寄付金控除の対象となる団体は決まっている
先にも軽く述べたように、寄付金控除を受けるためには指定された寄付先に寄付する必要があります。
寄付金控除の対象となる主な団体は以下の通りです。
- 国や地方公共団体
- 特定公益増進法人
- 認定NPO法人
その他の寄付先については国税庁のHPに詳しく記載があるため、参照してください。
控除の適用には確定申告が必要
寄付金控除で節税の恩恵を受けるには、確定申告をしなければなりません。
寄付をしたからといって勝手に控除去れるわけではないので、注意しましょう。
なお、確定申告の際は「寄付金受領証明書」が必要です。
寄付金控除の適用を受けようと考えいている場合は、忘れず手元に保管しておくようにしてください。
寄付本来の目的を今一度考えよう
ここまで寄付金控除の概要や、そこから得られる節税メリットについて解説しました。
しかし、寄付それ自体に経済的なリターンがあるわけではありません。
そのため、寄付金控除を節税といった観点だけで捉えるのではなく、寄付そのものの意味から見つめ直すことが大切です。

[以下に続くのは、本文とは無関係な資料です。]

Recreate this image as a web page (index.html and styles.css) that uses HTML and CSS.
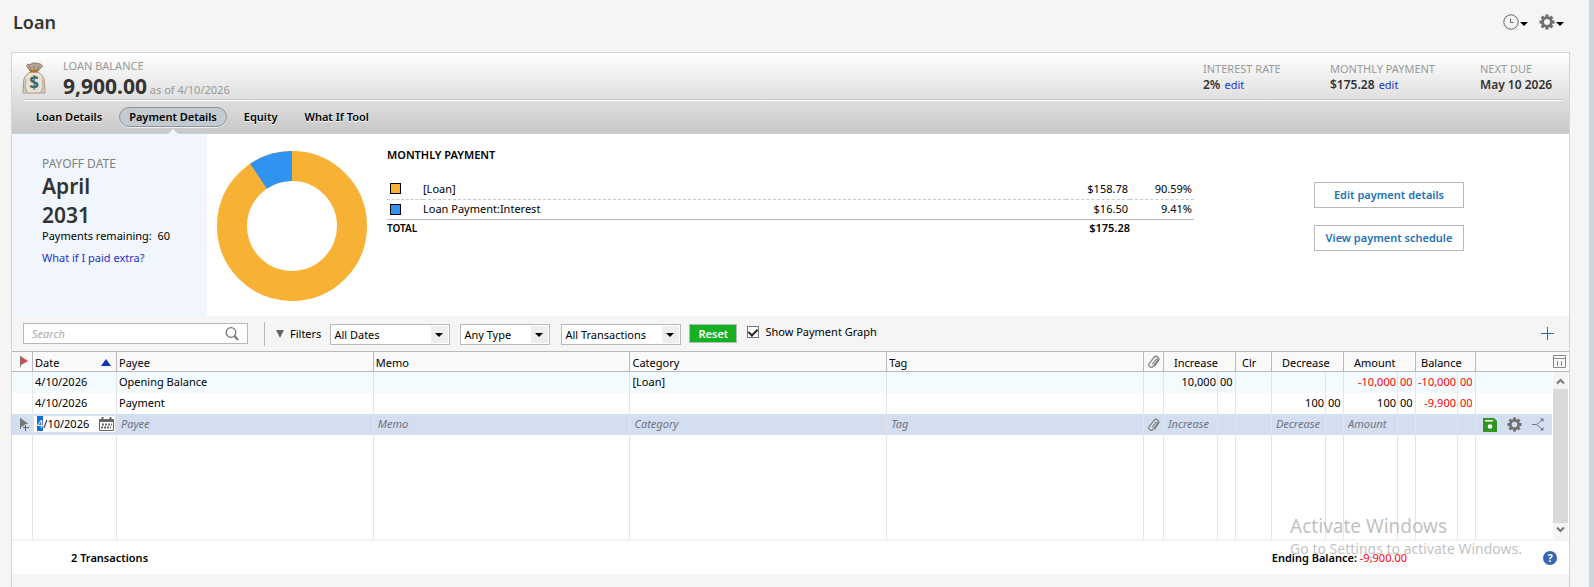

寄付金控除では、「困っている人を助けたいという気持ちを尊重し、そこにかかる経済的負担を極力軽くすること」を目的としています。
経済的メリットだけで考えるのであれば、ふるさと納税やiDeCoといった制度を利用する方が賢明でしょう。
この機会に寄付本来の意味や目的について改めて考え、制度を有効に活用しようと考える人が増えてくれたら幸いです。